Frankreich: Hoch die Moral!

Die Pariser Nationalversammlung verabschiedete das erste Gesetz der Republik zur Parteienfinanzierung / Getreu französischer Tradition werden die Regierungsparteien bevorzugt  ■ Aus Paris Georg Blume

Wird das politische Leben in Frankreich nunmehr „moralischer“ werden, wie Premierminister Jacques Chirac großspurig verkündet? Zweifel gibt es viele, aber immerhin fand das Ereignis statt: In der Nacht von Donnerstag auf Freitag verabschiedete die Pariser Nationalversammlung zum ersten Mal in der Geschichte französischer Republiken ein Gesetz zur Parteienfinanzierung. Wer diese Tatsache allein als Sieg des Parlamentarismus betrachtet, mag mit der französischen Regierungsrechten jubeln.

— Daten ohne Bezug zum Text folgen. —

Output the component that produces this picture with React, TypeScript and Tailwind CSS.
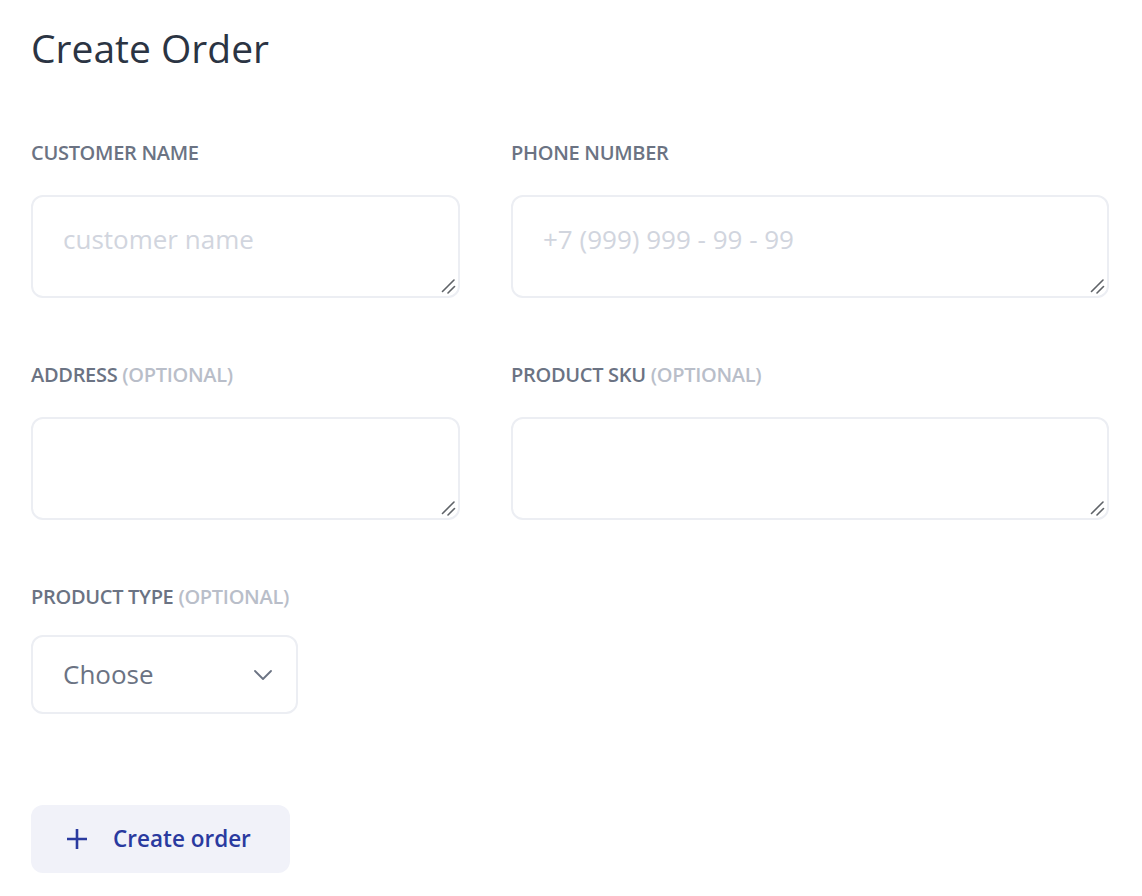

Wer dagegen das neue Gesetz, das nunmehr nur noch die formale Hürde der zweiten Parlamentskammer, des Senats, passieren muß, genau untersucht, wird schnell erkennen, wie locker sich die Pariser Abgeordneten den Gürtel geschnallt haben.

Das Gesetz sieht zwar vor, daß vom Präsidenten über die Abgeordneten bis hin zu den Bürgermeistern von Kleinstädten die politisch Verantwortlichen alle ihre Vermögensverhältnisse zu Beginn und am Ende ihrer Amtsperiode offenlegen müssen. Dies soll allerdings nicht gegenüber der Öffentlichkeit geschehen, sondern vor dem Parlamentsbüro in Paris, das dann der Presse lediglich einen allgemeinen Bericht vorlegt.

Im Gesetzestext geht es des weiteren um die Begrenzung der Wahlkampfkosten. Hier werden Obergrenzen von etwa 36 Millionen Mark bei Präsidentschaftswahlen und 130 Millionen Mark bei Parlamentswahlen jeweils pro Kandidat oder Partei festgelegt. Genauso hoch werden die Kampagnenkosten auch geschätzt – von Begrenzung also keine Rede, geschweige denn von der Einführung einer unabhängigen Kontrollinstanz.

Hauptteil des Gesetzes schließlich ist die Schaffung eines eigenen Statuts für Parteien, der ihnen staatliche Finanzhilfen (die Höhe ist bisher nicht bekannt) entsprechend der Zahl ihrer Abgeordneten im Parlament sichert. Zusätzlich können Privatspenden bis zu 150.000 Mark pro Spender und Jahr von der Steuer abgesetzt werden.

Dieser Zusatz und die Art der staatlichen Parteigeldverteilung, die im Mehrheitswahlrecht kleine Parteien völlig ausklammert und die Opposition stark benachteiligt, veranlaßten die französischen Sozialisten, deren Zustimmung zum Gesetz man erwartete, sich schließlich doch ihrer Stimme zu enthalten. Das war eine halbherzige Lösung. Die Kommunisten im Parlament aber wußten: „Das Geld kommt von den Großen und bleibt dort“ – und stimmten dagegen.